La presse spécialisée algérienne peine à trouver sa voie. Depuis l’émergence du pluralisme médiatique, les expériences de création de journaux spécialisés tout au long de ces vingt dernières années se sont multipliées. On ne se contente plus de suppléments insérés dans les journaux.
Les femmes, les jeunes ou des catégories encore plus réduites comme les amoureux de voyages ou de la mer possèdent désormais des magazines Cela ne va pas sans des contraintes.
L’histoire est véridique. Un journaliste algérien, de passage à Bruxelles, et interrogé par un confrère de ce pays, a pris la mesure de l’étendue de la spécialisation devenue une marque de la presse contemporaine. L’Algérien se présentant comme un spécialiste en économie, vaste sujet s’il en est, s’est vite rendu compte de sa méprise. Son interlocuteur s’occupait seulement de l’actualité de la bourse. Mieux, son intérêt se porte exclusivement sur les « matériaux non ferreux ».
Aujourd’hui, il est de bon ton et utile pour un journaliste de concentrer son attention sur un sujet bien délimité. La masse des informations déversées par des sources de plus en plus diverses et variées conduit à cette quasi obligation d’accorder son attention à un seul sujet. C’est une des conditions d’un travail bien fait. Suivre un unique dossier permet de tisser des relations, de côtoyer tous ceux qui gravitent et s’occupent du sujet. Beaucoup de nos confrères se plaignent de « papillonner », passant de l’écriture d’un article sur la crise la grève de la SNTF aux problèmes internes du FLN.
Le cloisonnement des rubriques ne suffit plus. Dans la culturelle, on ne peut indéfiniment traiter de peinture, de théâtre et de chanson. Et dans l’internationale, on ne peut passer du traitement de la crise du Proche-Orient à celle de la Somalie. Certes, d’aucuns prétendent que le journaliste est celui qui connaît un peu de tout sans rien vraiment connaître avec profondeur.
La polyvalence s’appuyait aussi sur un système de formation performant où la culture générale dispensait de recyclage. La mutation de la presse, qui n’est plus réduite à la fonction d’informer le large public sur les événements politiques ou sportifs, a cédé du terrain à un éventail d’attentes.

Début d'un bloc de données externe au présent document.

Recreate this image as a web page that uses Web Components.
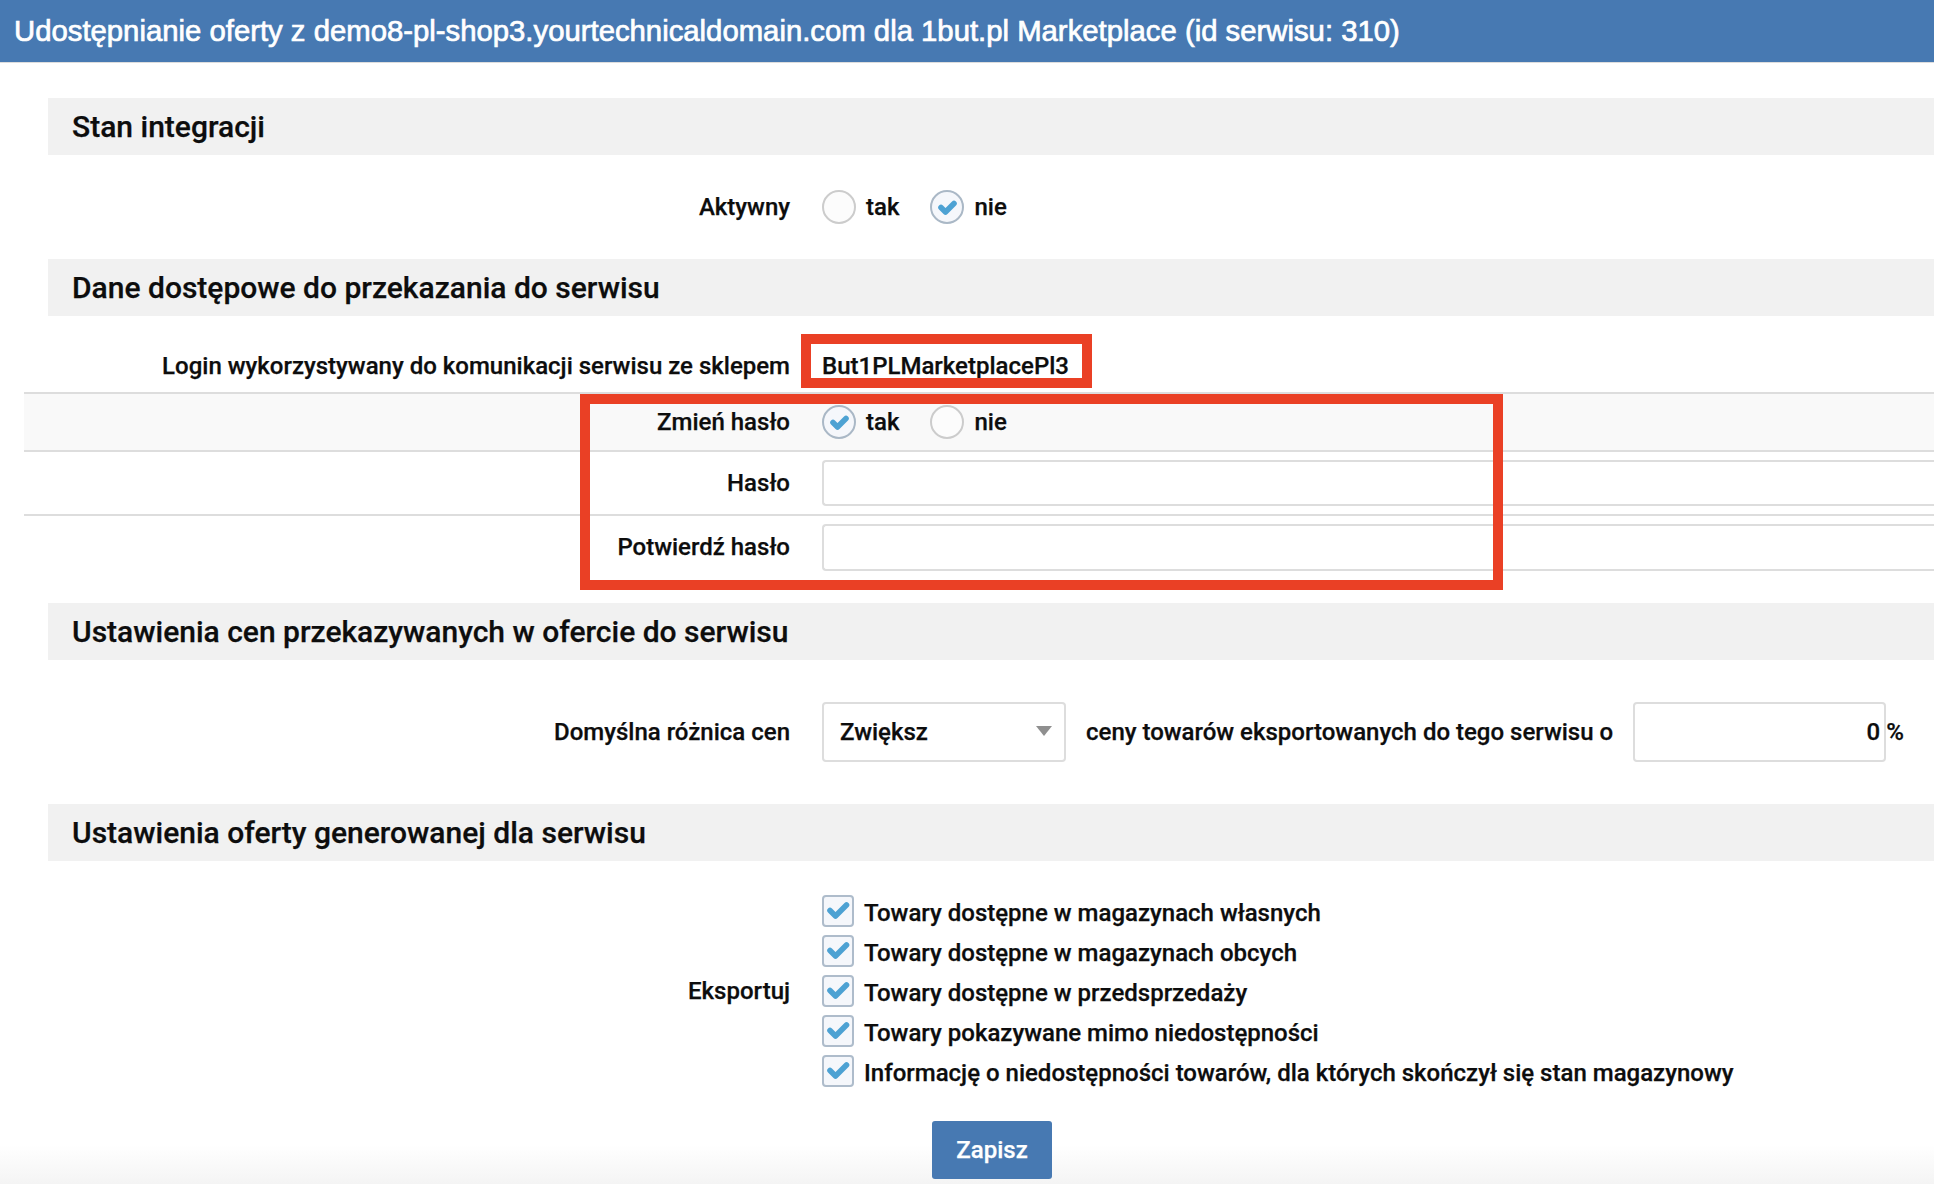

Aujourd’hui, l’apparition de publics catégoriels a fait éclater la figure du lecteur informé. On ne s’adresse plus à M Tout le monde mais à des lectorats ciblés. Même une rubrique classique comme le sport connaît des sous rubriques qui requièrent de plus en plus de spécialistes.
On peut être incollable sur le football mais ignorer tout du basket ou du tennis. De même la télévision qui était un phénomène marginal en prenant de l’ampleur nécessite un traitement de journalistes à qui on confie le suivi permanent de l’actualité de ce media et de ses stars. Dans nos journaux, la spécialisation se fraye son chemin.
La vie parlementaire commence aussi à avoir à défaut de spécialistes, des habitués de l’hémicycle. D’ailleurs l’APN avait organisé au printemps 2008 un stage de formation pour familiariser les journalistes avec les rouages de cette institution. La spécialisation s’offre de plus en plus comme une voie de salut pour des titres, dont l’une des caractéristiques les plus rebutantes est de se ressembler.